1954 Budget Leak So Perfect Editors Thought It Was Fake
A journalist got the scoop of a lifetime when Australia's treasurer handed him the entire 1954 federal budget. His own editors buried the story because it seemed too good to be true.
Imagine nailing the biggest story of your career, only to have your own editors doubt you so much they hide it on page one below a photo.
That's exactly what happened to Hal Myers, political correspondent for the Sydney Morning Herald, in 1954. At a reception in Old Parliament House, Australia's treasurer Arthur Fadden pulled Myers aside and did something unthinkable. He handed over the entire upcoming federal budget.

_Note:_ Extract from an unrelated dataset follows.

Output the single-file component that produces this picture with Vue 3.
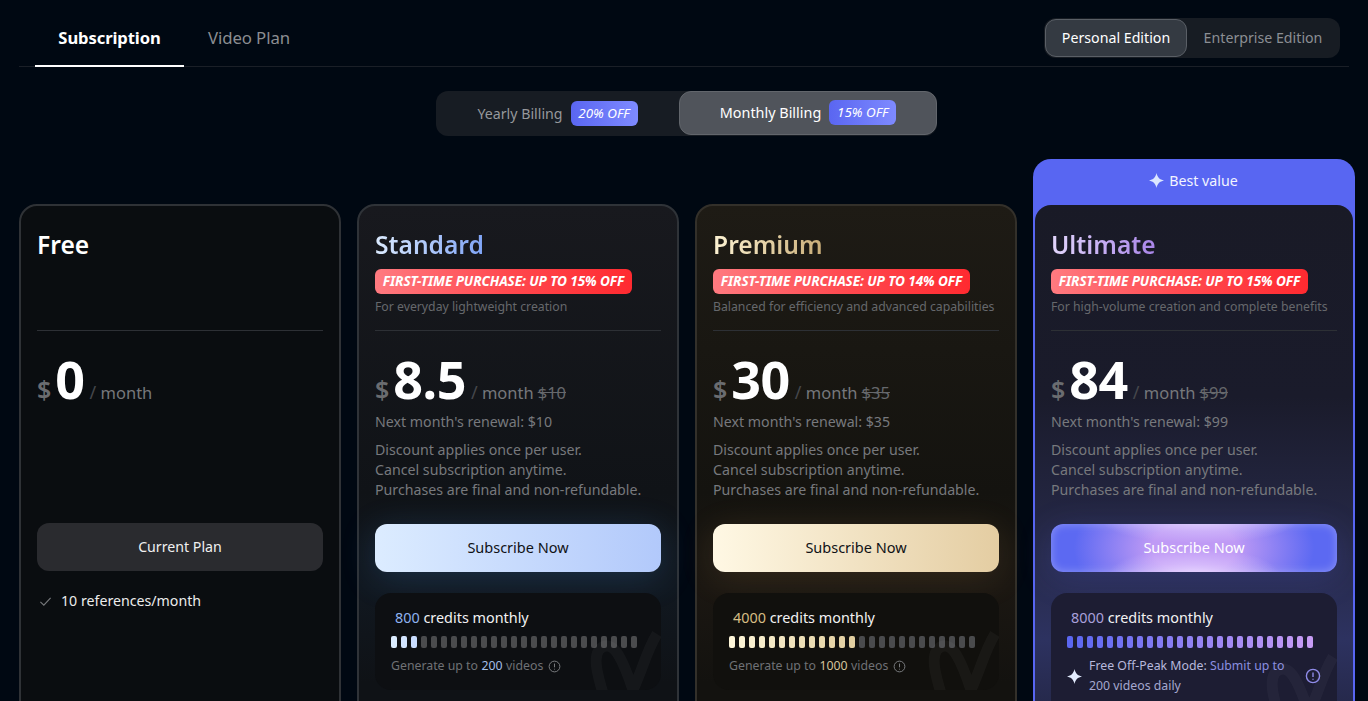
<script setup>
const plans = [
  { key: 'free', name: 'Free', price: '0', feature: '10 references/month' },
  {
    key: 'standard', name: 'Standard', off: 15, desc: 'For everyday lightweight creation', price: '8.5', old: 10,
    credits: 800, filled: 3, from: [219, 236, 255], to: [200, 220, 255], videos: 200,
  },
  {
    key: 'premium', name: 'Premium', off: 14, desc: 'Balanced for efficiency and advanced capabilities', price: '30', old: 35,
    credits: 4000, filled: 13, from: [253, 245, 216], to: [226, 207, 160], videos: 1000,
  },
  {
    key: 'ultimate', name: 'Ultimate', off: 15, desc: 'For high-volume creation and complete benefits', price: '84', old: 99,
    credits: 8000, filled: 25, from: [91, 103, 241], to: [199, 156, 245], offPeak: true,
  },
]

function barColor(plan, i) {
  if (i >= plan.filled) return '#4a4b4d'
  const t = plan.filled > 1 ? i / (plan.filled - 1) : 0
  const c = plan.from.map((v, k) => Math.round(v + (plan.to[k] - v) * t))
  return `rgb(${c.join(',')})`
}
</script>

<template>
  <div class="page">
    <header class="topbar">
      <nav class="tabs">
        <a class="tab active">Subscription</a>
        <a class="tab">Video Plan</a>
      </nav>
      <div class="edition">
        <span class="edition-item on">Personal Edition</span>
        <span class="edition-item">Enterprise Edition</span>
      </div>
    </header>

    <div class="billing">
      <div class="bill yearly">
        <span>Yearly Billing</span><em class="off">20% OFF</em>
      </div>
      <div class="bill monthly">
        <span>Monthly Billing</span><em class="off">15% OFF</em>
      </div>
    </div>

    <section class="plans">
      <article v-for="p in plans" :key="p.key" class="plan" :class="p.key">
        <div v-if="p.key === 'ultimate'" class="ribbon">
          <svg class="ribbon-star" viewBox="0 0 16 16"><path d="M8 0C8.9 4.6 11.4 7.1 16 8 11.4 8.9 8.9 11.4 8 16 7.1 11.4 4.6 8.9 0 8 4.6 7.1 7.1 4.6 8 0Z" /></svg>
          <span>Best value</span>
        </div>
        <div class="inner">
          <div class="head">
            <h2 class="name">{{ p.name }}</h2>
            <template v-if="p.off">
              <div class="promo">FIRST-TIME PURCHASE: UP TO {{ p.off }}% OFF</div>
              <p class="desc">{{ p.desc }}</p>
            </template>
          </div>

          <div class="price">
            <span class="cur">$</span><span class="num">{{ p.price }}</span>
            <span class="per"><i>/</i> month</span>
            <s v-if="p.old" class="old">${{ p.old }}</s>
          </div>

          <div class="terms">
            <template v-if="p.off">
              <p class="next">Next month's renewal: ${{ p.old }}</p>
              <p class="rules">Discount applies once per user.<br />Cancel subscription anytime.<br />Purchases are final and non-refundable.</p>
            </template>
          </div>

          <button class="cta">{{ p.key === 'free' ? 'Current Plan' : 'Subscribe Now' }}</button>

          <div v-if="p.feature" class="feature">
            <svg class="check" viewBox="0 0 14 14"><path d="M1.5 7.5 5.2 11 12.5 3.2" /></svg>
            <span>{{ p.feature }}</span>
          </div>

          <div v-else class="credits">
            <svg class="mark" viewBox="0 0 70 60"><path d="M14 70C6 44 2 28 8 20 14 13 22 15 28 26 34 36 38 48 42 60 52 38 56 20 66 4" /></svg>
            <div class="credit-line"><b>{{ p.credits }}</b> credits monthly</div>
            <div class="bars">
              <i v-for="n in 25" :key="n" :style="{ background: barColor(p, n - 1) }"></i>
            </div>
            <div v-if="p.offPeak" class="peak">
              <svg class="peak-star" viewBox="0 0 16 16"><path d="M8 0C8.9 4.6 11.4 7.1 16 8 11.4 8.9 8.9 11.4 8 16 7.1 11.4 4.6 8.9 0 8 4.6 7.1 7.1 4.6 8 0Z" /></svg>
              <span class="peak-text">Free Off-Peak Mode: <u>Submit up to</u><br /><u>200 videos daily</u></span>
              <svg class="info big" viewBox="0 0 16 16"><circle cx="8" cy="8" r="6.6" /><path d="M8 4.4V9M8 10.8v1" /></svg>
            </div>
            <div v-else class="gen">
              Generate up to <b>{{ p.videos }}</b> videos
              <svg class="info" viewBox="0 0 16 16"><circle cx="8" cy="8" r="6.6" /><path d="M8 4.4V9M8 10.8v1" /></svg>
            </div>
          </div>
        </div>
      </article>
    </section>
  </div>
</template>

<style>
html, body { margin: 0; background: #000812; overflow: hidden; }
</style>

<style scoped>
* { box-sizing: border-box; }
.page {
  height: 701px;
  overflow: hidden;
  background: #000812;
  padding: 0 19px;
  font-family: "Noto Sans", "Open Sans", sans-serif;
  color: #fff;
}
.topbar {
  height: 67px;
  border-bottom: 1px solid #1a1f27;
  display: flex;
  justify-content: space-between;
  padding: 18px 9px 0 16px;
}
.tabs { display: flex; }
.tab {
  width: 149px;
  height: 49px;
  display: flex;
  align-items: center;
  justify-content: center;
  padding-bottom: 9px;
  font-size: 16.6px;
  color: #8b8d91;
  letter-spacing: -0.1px;
}
.tab + .tab { width: 131px; padding: 0 0 11px 24px; justify-content: flex-start; font-size: 16.8px; }
.tab.active { color: #fff; font-weight: 700; border-bottom: 2px solid #fff; }
.edition {
  width: 296px;
  height: 40px;
  background: #171c23;
  border-radius: 12px;
  display: flex;
  align-items: center;
  padding: 0 1px;
  font-size: 14.2px;
}
.edition-item { flex: 1; text-align: center; color: #8b8e93; padding-bottom: 2px; }
.edition-item.on {
  flex: 0 0 142px;
  height: 38px;
  line-height: 35px;
  padding-bottom: 0;
  color: #fff;
  background: #343a42;
  border: 1px solid #5a5f66;
  border-radius: 11px;
}
.billing {
  width: 501px;
  height: 45px;
  margin: 24px 0 0 417px;
  background: #171c23;
  border-radius: 12px;
  display: flex;
  font-size: 14.2px;
}
.bill { display: flex; align-items: center; justify-content: center; gap: 8px; color: #96989c; padding-bottom: 1px; }
.yearly { width: 243px; }
.monthly {
  flex: 1;
  font-size: 14.4px;
  color: #fff;
  background: #50545b;
  border: 1px solid #62666c;
  border-radius: 12px;
  height: 44px;
}
.off {
  width: 67px;
  height: 25px;
  line-height: 25px;
  text-align: center;
  border-radius: 6px;
  color: #fff;
  font-size: 13.4px;
  background: linear-gradient(90deg, #5a66f1, #7e8aff);
}
.plans {
  margin-top: 23px;
  display: grid;
  grid-template-columns: repeat(4, 322px);
  gap: 16px;
}
.plan { height: 640px; margin-top: 45px; border-radius: 18px; }
.inner {
  height: 100%;
  border: 2px solid #2f3236;
  border-radius: 18px;
  padding: 0 16px;
}
.free .inner { background: #0a0d10; }
.standard .inner { background: linear-gradient(180deg, #18191e 0, #101317 45%, #111820 60%, #0f1216 75%); border-color: #2f3338; }
.premium .inner { background: linear-gradient(180deg, #1e1b15 0, #14130f 45%, #1b1712 60%, #13120f 75%); border-color: #33302a; }
.ultimate {
  margin-top: 0;
  height: 685px;
  background: #5866f2;
  border-radius: 18px 18px 0 0;
  padding: 0 2px;
}
.ultimate .inner {
  height: 639px;
  border: 0;
  border-radius: 16px;
  background: linear-gradient(180deg, #191a26 0, #1a1b2b 30%, #272a4a 55%, #2d3260 68%, #1d1e33 90%);
}
.ultimate .head { height: 126px; padding-top: 24px; }
.ribbon {
  height: 46px;
  display: flex;
  align-items: center;
  justify-content: center;
  gap: 5px;
  font-size: 14.2px;
  padding: 0 1px 4px 0;
  color: #f2f4ff;
}
.ribbon-star { width: 15px; height: 15px; fill: #dbe6ff; }
.head {
  height: 125px;
  padding-top: 23px;
  border-bottom: 1px solid #2d3035;
}
.name {
  margin: 0;
  font-size: 24.6px;
  line-height: 32px;
  font-weight: 600;
  width: max-content;
  color: #fff;
}
.standard .name { background: linear-gradient(90deg, #dbeafe, #7fa4f6); -webkit-background-clip: text; background-clip: text; color: transparent; }
.premium .name { background: linear-gradient(90deg, #fdf3d3, #c9ad78); -webkit-background-clip: text; background-clip: text; color: transparent; }
.ultimate .name { background: linear-gradient(90deg, #e2d6fc, #a884e8); -webkit-background-clip: text; background-clip: text; color: transparent; }
.promo {
  margin-top: 8px;
  width: 257px;
  height: 25px;
  line-height: 24px;
  text-align: center;
  white-space: nowrap;
  border-radius: 6px;
  font-size: 13.6px;
  font-weight: 700;
  font-style: italic;
  letter-spacing: -0.1px;
  background: linear-gradient(90deg, #ff7a80, #ff4a50 50%, #ff2a30);
}
.desc { margin: 5px 0 0; font-size: 12.25px; line-height: 16px; color: #66686c; white-space: nowrap; }
.price {
  margin-top: 19px;
  height: 60px;
  display: flex;
  align-items: baseline;
  white-space: nowrap;
  line-height: 58px;
}
.cur { font-size: 25px; font-weight: 600; color: #6a6c70; margin-right: 4px; }
.num { font-size: 52px; font-weight: 700; color: #fff; margin-right: 5px; letter-spacing: -0.5px; }
.per { font-size: 16.5px; color: #76787c; margin-right: 4px; }
.per i { font-style: normal; color: #45474b; font-size: 18px; }
.old { font-size: 16.5px; color: #66686c; }
.terms { height: 90px; padding-top: 2px; }
.next { margin: 0; font-size: 14.2px; line-height: 20px; color: #77797d; }
.rules { margin: 8px 0 0; font-size: 14.2px; line-height: 20px; color: #77797d; white-space: nowrap; }
.cta {
  display: block;
  position: relative;
  z-index: 1;
  width: 100%;
  height: 48px;
  margin-top: 24px;
  padding: 0 0 2px;
  border: 0;
  border-radius: 12px;
  font: inherit;
  font-size: 14.5px;
  color: #101216;
}
.free .cta { margin-top: 23px; background: #2a2b2f; color: #f0f0f0; font-size: 14.2px; }
.standard .cta { background: linear-gradient(90deg, #dcecff, #b2c9fb); box-shadow: 0 6px 34px rgba(70, 140, 220, .22); }
.premium .cta { background: linear-gradient(90deg, #fff8e4, #e4cda2); box-shadow: 0 6px 34px rgba(200, 150, 80, .16); }
.ultimate .cta {
  color: #fff;
  background:
    radial-gradient(ellipse 30% 55% at 50% 105%, #e2ccff 0, rgba(226, 204, 255, 0) 100%),
    radial-gradient(ellipse 34% 45% at 52% -5%, #d6c2fd 0, rgba(214, 194, 253, 0) 100%),
    radial-gradient(ellipse 42% 150% at 50% 50%, #bf9af5 35%, #5c69f2 100%);
  box-shadow: inset 0 0 10px rgba(255, 255, 255, .3), 0 6px 34px rgba(90, 100, 240, .2);
}
.feature { display: flex; align-items: center; gap: 9px; margin-top: 20px; padding-left: 2px; font-size: 14.2px; line-height: 20px; color: #ececec; }
.check { width: 13px; height: 13px; fill: none; stroke: #77797c; stroke-width: 1.2; }
.credits {
  position: relative;
  z-index: 1;
  height: 97px;
  margin-top: 21px;
  padding: 15px 16px 0;
  border-radius: 16px;
  overflow: hidden;
  background: #0d0f12;
}
.premium .credits { background: #11100d; }
.ultimate .credits { height: 130px; background: #1d1d33; }
.mark {
  position: absolute;
  right: 0;
  top: 37px;
  width: 70px;
  height: 60px;
  fill: none;
  stroke: rgba(255, 255, 255, .035);
  stroke-width: 11;
  overflow: visible;
  stroke-linejoin: round;
}
.ultimate .mark { top: 60px; }
.credit-line { font-size: 14.4px; line-height: 20px; padding-left: 4px; color: #f2f2f2; }
.credit-line b { font-weight: 400; }
.standard .credit-line b { color: #8fb2ef; }
.standard .gen b { color: #a4bfe8; font-weight: 400; }
.premium .credit-line b { color: #d6bd84; }
.premium .gen b { color: #d6c69c; font-weight: 400; }
.ultimate .credit-line b { color: #a9a0db; }
.bars { display: flex; gap: 4px; margin-top: 8px; }
.bars i { width: 6px; height: 12px; border-radius: 2px; }
.gen {
  display: flex;
  align-items: center;
  gap: 3.5px;
  margin-top: 10px;
  font-size: 12.3px;
  line-height: 16px;
  color: #6f7175;
}
.info { width: 13px; height: 13px; margin-left: 1px; fill: none; stroke: #7b7d81; stroke-width: 1.2; }
.info.big { width: 16px; height: 16px; stroke: #8f8be8; stroke-width: 1.4; position: absolute; right: 16px; top: 75px; }
.peak { display: flex; align-items: flex-start; gap: 7px; margin-top: 8px; font-size: 12.3px; line-height: 20px; color: #b6b8dc; }
.peak-star { width: 15px; height: 15px; fill: #e3ecff; margin-top: 13px; flex: none; }
.peak-text { white-space: nowrap; }
.peak-text u { text-decoration: none; color: #8b8fe0; }
.peak-text br + u { color: #a5a8cf; }
</style>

Why would a treasurer leak his own budget? Fadden was fed up with a rival newspaper running a pressure campaign about tax breaks their owner wanted. The Daily Telegraph kept publishing speculative stories claiming the government would introduce a 40 percent depreciation allowance for businesses.
Fadden wanted to set the record straight. He told Myers there would be no depreciation allowance, then kept going. He outlined all 10 main points of the budget, giving Myers the complete picture.
Myers called his editor the next day, barely containing his excitement. "I have it from an unquestionable source, so you can have complete confidence in it," he told them. "Every word will be right."
He filed what he knew was one of the best scoops in Canberra history. Then he went home and waited for his front page triumph.
The next morning brought crushing disappointment. His story wasn't the lead. It wasn't even the second story. The Herald had buried it as the third item, below a photograph.
His editors thought the leak was too detailed to be real. When they showed it to senior management, nobody believed the depreciation allowance would actually be rejected. They published a watered down version, hedging their bets.
Why This Inspires
The irony is delicious. In Canberra, Myers became a legend overnight. Prime Minister Robert Menzies was furious because some details in the story hadn't even gone to cabinet yet. Only six people in the entire government knew those particulars.
The morning after publication, Fadden called Myers to the Hotel Canberra. Still in his pajamas and dressing gown, the treasurer met him in a quiet corner of the lounge. What happened next, Myers never fully revealed in his memoir.
But every word of that buried budget story turned out to be correct. Myers had delivered perfect accuracy when it mattered most, even if his own team couldn't see it.
Sometimes the truth is so good people can't believe it. And sometimes the best journalists are the ones who trust their sources enough to stake their reputation on what seems impossible. Myers did exactly that, and 70 years later, his story still makes us smile.